I asked him how old he was. He laughed and told me, but for the life of me I don’t remember what he said. But I remember him telling me that one day I’d have cracks in my face just like him, only he hoped I’d be doing something else than driving a cab.

But at the time, driving a cab with good ol’ Luke seemed like it would be the best job in the world. “Do they let cab drivers have partners?” I asked.

“No, fraid not. Cab drivin is a solo gig. But it gets me out of my room and sometimes I meet nice folk, like you.”

After awhile my mom seemed to be able to make more sense, and she told Luke to take us back home. When we pulled in the driveway I asked if I could stay with Luke and drive around with him some more. I was an awfully weird kid. And honestly, driving around with Luke sounded a lot better than going back inside, not knowing what to expect from the rain clouds.
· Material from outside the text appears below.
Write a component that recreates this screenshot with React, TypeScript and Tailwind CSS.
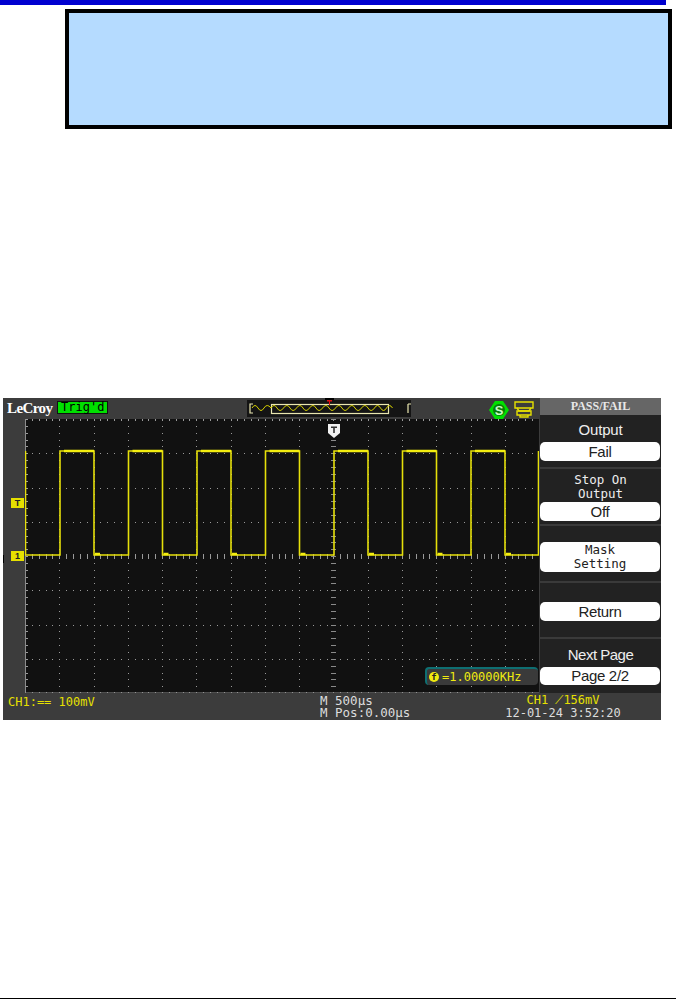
import React from "react";

const DIV = 34.27;
const GRID_W = 514;
const GRID_H = 274;
const RISES = [35, 103.5, 172, 240.5, 309, 377.5, 446];
const FALLS = [69, 137.5, 206, 274.5, 343, 411.5, 480];
const HIGH = 32;
const LOW = 136;

function wavePath() {
  let d = `M0.5 ${HIGH} L0.5 ${LOW}`;
  RISES.forEach((r, i) => {
    d += ` L${r} ${LOW} L${r} ${HIGH} L${FALLS[i]} ${HIGH} L${FALLS[i]} ${LOW}`;
  });
  d += ` L513.5 ${LOW} L513.5 ${HIGH}`;
  return d;
}

function GridDots() {
  const dots: React.ReactElement[] = [];
  const step = DIV / 5;
  for (let row = 0; row <= 8; row++) {
    const y = Math.round(row * DIV);
    for (let i = 0; i <= 75; i++) {
      const x = Math.round(i * step);
      const tall = row === 4 || row === 0 || row === 8;
      dots.push(<rect key={`h${row}-${i}`} x={x} y={row === 4 ? y - 2 : y - (tall ? 1 : 0)} width={1} height={row === 4 ? 5 : tall ? 3 : 1} fill="#9a9a9a" />);
    }
  }
  for (let col = 0; col <= 15; col++) {
    const x = Math.round(col * DIV);
    for (let i = 0; i <= 40; i++) {
      const y = Math.round(i * step);
      if (col === 9) {
        dots.push(<rect key={`v${col}-${i}`} x={x - 2} y={y} width={5} height={1} fill="#8a8a8a" />);
      } else if (col === 0) {
        dots.push(<rect key={`v${col}-${i}`} x={x} y={y} width={3} height={1} fill="#9a9a9a" />);
      } else {
        dots.push(<rect key={`v${col}-${i}`} x={x} y={y} width={1} height={1} fill="#9a9a9a" />);
      }
    }
  }
  return <>{dots}</>;
}

function Scope() {
  return (
    <svg width={GRID_W} height={GRID_H} className="block">
      <rect width={GRID_W} height={GRID_H} fill="#111111" />
      <GridDots />
      <path d="M0.5 0 V274 H514" stroke="#8c8c8c" fill="none" />
      <path d={wavePath()} stroke="#e6e00a" strokeWidth={1.6} fill="none" />
      {RISES.map((r, i) => (
        <path key={i} d={`M${r + 4} ${HIGH} H${FALLS[i]} M${FALLS[i] + 1} ${LOW - 1} H${FALLS[i] + 6}`} stroke="#f4ee10" strokeWidth={2.4} fill="none" />
      ))}
    </svg>
  );
}

function TimeBase() {
  return (
    <div className="relative w-[164px] h-[17px] bg-[#141414] mt-[2px]">
      <svg width={164} height={17} className="block">
        <path d="M6 4 H3 V13 H6" stroke="#e9e6b0" fill="none" strokeWidth={1.2} />
        <path d="M161 4 H164 M161 4 V13" stroke="#e9e6b0" fill="none" strokeWidth={1.2} />
        <rect x={24.5} y={4.5} width={117} height={9} fill="none" stroke="#e9e6b0" strokeWidth={1.2} />
        <path
          d="M5 8 q3 -5 6 0 t6 0 t7 0 q3 -5 6 0 t6.5 0 t6.5 0 t6.5 0 t6.5 0 t6.5 0 t6.5 0 t6.5 0 t6.5 0 t6.5 0 t6.5 0 t6.5 0 t6.5 0 t6.5 0 t6.5 0 t6.5 0 q3 -5 6 0 t6 0 t6 0"
          stroke="#d8d200"
          fill="none"
          strokeWidth={1}
        />
      </svg>
      <svg width={10} height={7} className="absolute left-[78px] -top-[2px]">
        <rect x={0} y={0} width={9} height={2} fill="#000" />
        <path d="M2 2 H7 V3.5 H5 V7 H4 V3.5 H2 Z" fill="#e01010" />
      </svg>
    </div>
  );
}

function Menu({ label, pill, h }: { label?: string[]; pill: string[]; h: string }) {
  return null;
}

function Section({ className, children }: { className: string; children: React.ReactNode }) {
  return <div className={`relative bg-[#222222] border-b-[2px] border-[#3a3a3a] flex flex-col items-center ${className}`}>{children}</div>;
}

function Pill({ children, mono, className = "" }: { children: React.ReactNode; mono?: boolean; className?: string }) {
  return (
    <div
      className={`w-[120px] ml-[0px] self-start bg-white rounded-[5px] text-[#222] text-center flex flex-col items-center justify-center leading-[14px] ${
        mono ? "font-['DejaVu_Sans_Mono',monospace] text-[12.5px]" : "font-['Liberation_Sans',sans-serif] text-[15px] tracking-[-0.3px]"
      } ${className}`}
    >
      {children}
    </div>
  );
}

export default function App() {
  return (
    <div className="w-[676px] h-[1000px] bg-white flex flex-col overflow-hidden">
      <div className="w-[666px] h-[5px] bg-[#0000d0]" />
      <div className="ml-[65px] mt-[4px] w-[607px] h-[120px] border-[4px] border-black bg-[#b5dbff]" />

      <div className="ml-[3px] mt-[269px] w-[658px] h-[322px] bg-[#3c3c3c] flex relative">
        <div className="w-[537px] flex flex-col shrink-0">
          {/* top strip */}
          <div className="h-[21px] flex items-start relative">
            <span className="ml-[4px] mt-[1px] text-white font-bold text-[15px] leading-[18px] tracking-[-0.6px] font-['Liberation_Serif',serif]">LeCroy</span>
            <span className="ml-[5px] mt-[3px] h-[13px] w-[51px] bg-[#00e000] border border-[#111] text-black text-[12px] leading-[11px] text-center font-['DejaVu_Sans_Mono',monospace]">Trig'd</span>
            <div className="ml-[139px]">
              <TimeBase />
            </div>
            <svg width={20} height={18} viewBox="0 0 20 18" className="ml-[78px] mt-[3px] shrink-0">
              <path d="M6 0 H14 L20 9 L14 18 H6 L0 9 Z" fill="#00e000" />
              <circle cx={10} cy={9} r={6} fill="#0a7a0a" />
              <text x={10} y={13.5} textAnchor="middle" fontSize={13} fontWeight="bold" fill="#c8ffc8" fontFamily="Liberation Sans">S</text>
            </svg>
            <svg width={20} height={17} viewBox="0 0 20 17" className="ml-[5px] mt-[3px] shrink-0" fill="none" stroke="#e6e000" strokeWidth={1.4}>
              <path d="M1 1 H19 V7 H1 Z" />
              <path d="M3 7 L5 10 H15 L17 7" />
              <path d="M3 10 H17 V14 H3 Z" />
              <path d="M6 14 V16 H14 V14" />
            </svg>
          </div>
          {/* grid */}
          <div className="ml-[22px] relative">
            <Scope />
            <div className="absolute left-[400px] bottom-[8px] w-[113px] h-[18px] rounded-[4px] bg-[#3a3a3a] border-t-[2px] border-l-[2px] border-[#0e6f72] flex items-center pl-[2px] text-[#f0ea10] font-['DejaVu_Sans_Mono',monospace] text-[12px] leading-none">
              <span className="w-[10px] h-[10px] rounded-full bg-[#f0ea10] text-[#222] text-[9px] leading-[10px] font-bold text-center mr-[3px]">f</span>
              <span>=1.00000KHz</span>
            </div>
            <svg width={14} height={15} viewBox="0 0 14 15" className="absolute left-[302px] top-[4px]">
              <path d="M1 1 H13 V10 L7 15 L1 10 Z" fill="#f2f2f2" />
              <path d="M4 3.5 H10 V5 H7.8 V10 H6.2 V5 H4 Z" fill="#333" />
            </svg>
          </div>
          {/* status */}
          <div className="flex-1 relative font-['DejaVu_Sans_Mono',monospace] text-[12px] leading-[12px]">
            <span className="absolute left-[5px] top-[3px] text-[#e6e000]">CH1:== 100mV</span>
            <div className="absolute left-[317px] top-[2px] text-[#dddddd] text-[12.5px]">
              <div>M 500μs</div>
              <div>M Pos:0.00μs</div>
            </div>
          </div>
          {/* trigger markers */}
          <div className="absolute left-[8px] top-[100px] w-[13px] h-[10px] bg-[#e6e000] text-[#222] text-[9px] leading-[10px] font-bold text-center font-['Liberation_Sans',sans-serif]">T</div>
          <div className="absolute left-[8px] top-[153px] w-[13px] h-[10px] bg-[#e6e000] text-[#222] text-[9px] leading-[10px] font-bold text-center font-['Liberation_Sans',sans-serif]">1</div>
          <div className="absolute left-0 top-[157px] w-[1px] h-[8px] bg-black" />
        </div>

        {/* side menu */}
        <div className="flex-1 flex flex-col">
          <div className="h-[17px] bg-[#666666] text-center text-[#e8e8e8] font-['Liberation_Serif',serif] font-bold text-[12px] leading-[17px]">PASS/FAIL</div>
          <Section className="h-[54px]">
            <span className="mt-[5px] h-[22px] text-[#eeeeee] text-[15px] leading-[20px] tracking-[-0.2px] font-['Liberation_Sans',sans-serif]">Output</span>
            <Pill className="h-[19px]">Fail</Pill>
          </Section>
          <Section className="h-[57px]">
            <span className="mt-[4px] h-[29px] text-[#eeeeee] text-[12.5px] leading-[14px] text-center font-['DejaVu_Sans_Mono',monospace]">
              Stop On
              <br />
              Output
            </span>
            <Pill className="h-[19px]">Off</Pill>
          </Section>
          <Section className="h-[57px]">
            <Pill mono className="h-[30px] mt-[16px]">
              <span>Mask</span>
              <span>Setting</span>
            </Pill>
          </Section>
          <Section className="h-[56px]">
            <Pill className="h-[19px] mt-[19px]">Return</Pill>
          </Section>
          <div className="flex-1 bg-[#222222] flex flex-col items-center">
            <span className="mt-[6px] h-[22px] text-[#eeeeee] text-[15px] leading-[20px] tracking-[-0.5px] font-['Liberation_Sans',sans-serif]">Next Page</span>
            <Pill className="h-[18px]">Page 2/2</Pill>
          </div>
          <div className="h-[27px] text-center font-['DejaVu_Sans_Mono',monospace] text-[12px] leading-[13px]" />
        </div>

        <div className="absolute left-[495px] bottom-0 w-[130px] text-center font-['DejaVu_Sans_Mono',monospace] text-[12px] leading-[13px]">
          <div className="text-[#e6e000]">CH1 ⟋156mV</div>
          <div className="text-[#dddddd]">12-01-24 3:52:20</div>
        </div>
      </div>

      <div className="mt-auto mb-[1px] w-full h-[1px] bg-black" />
    </div>
  );
}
Luke gave a big, hearty laugh, and I remember him telling my mom not to worry about the fare, that getting to meet a great little kid like me was all the payment he needed. And he got very serious when he talked to my mom, and I overheard him insisting she call him again if she needed to get out of the house, that he wouldn’t charge her.

I don’t know what it was that made me think of Luke this evening. But I did. And I went outside and looked up. I know there are no new stars, not really, not ones we’d ever see. But if there were, surely Luke the cab driver is up there somewhere by now.

Who knows who Luke really was. Who knows if he had a family, a wife, kids, grandkids maybe. And I never saw him again. But it sure is a nice thought that for kids and moms in trouble, hopefully there’s a Luke to come to the rescue, not by being a hero, not by doing anything else but his menial job, but by just being kind. By just pointing at the angry clouds and explaining there are stars behind him, stars that represent good people, kind people, people who deserve to have stars pinned to the sky as a reward when they’re gone.

Hell, if I had my way, Luke the cab driver, wherever he came from, wherever he went to, would have a whole damn constellation to himself. Maybe even the big ol’ spoon.